Chapter 5 Summary

The language of probability In Chapter 5, we began by defining a random phenomenon as an event with an outcome that can’t be predicted ahead of time. The long-term behavior of the random phenomenon is described by a number called its probability. A probability experiment is the process of observing the outcome of a random phenomenon. An outcome is any possible result of the experiment. An event is a collection of one or more outcomes in an experiment.

The three basic rules The three most basic probability rules are the following:
(1) The probability of each event is a number between 0 and 1, inclusive;
(2) The sum of the probabilities for all possible outcomes of the event is 1; and
(3) The probability that an event does not occur is 1 minus the probability that it does occur.

Three kinds of probability Probabilities of events can be found using theoretical, empirical, or subjective methods. Theoretical probabilities are derived using the rules of probability. Empirical probabilities are arrived at through experimentation and calculating long-term relative frequencies. Subjective probability occurs when theoretical and empirical methods cannot be use; they are based on a person’s judgment about how likely it is that the event will occur.

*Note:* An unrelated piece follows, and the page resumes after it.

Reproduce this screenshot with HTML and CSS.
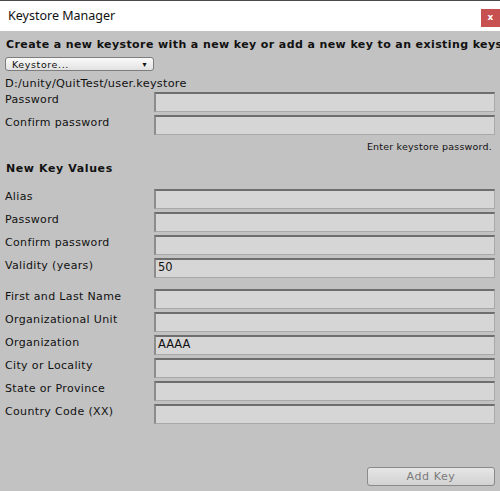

Observing many, many trials of an experiment The Law of Large Numbers states that as we observe a random event over more and more trials, the percentage of time that a particular outcome occurs gets closer and closer to the percentage that we expect.

A sample space and its elements The set of all possible outcomes that can result from a probability experiment is called the sample space. A helpful (and systematic) way to identify the possible outcomes from a sample space is to use a tree diagram. A tree diagram displays “branches,” each of which represent a possible outcome for a trial of the experiment. If the outcomes are each equally likely to occur, then the probability that event E is P(E) = (number of successful outcomes)/(total number of outcomes).

Independent and disjoint events Two events are called independent if the outcome of the first has no effect on the outcome of the second. Provided that events E and F are independent, P(E and F) = P(E) · P(F). The probability that either event or event F occurs is given by the following rule: P(E or F) = P(E) + P(F) - P(E and F). Two events are called disjoint if P(E and F) = 0.

Contingency and conditional probability A contingency table (also known as a two-way table) is a classification of the individuals in a sample or a population according to two categorical variables. Empirical probabilities can be calculated using the data in the contingency table. We can also use these data to calculate the conditional probability that event E occurs given that event F (denoted P(E|F). In general, P(E|F) ≠ P(F|E).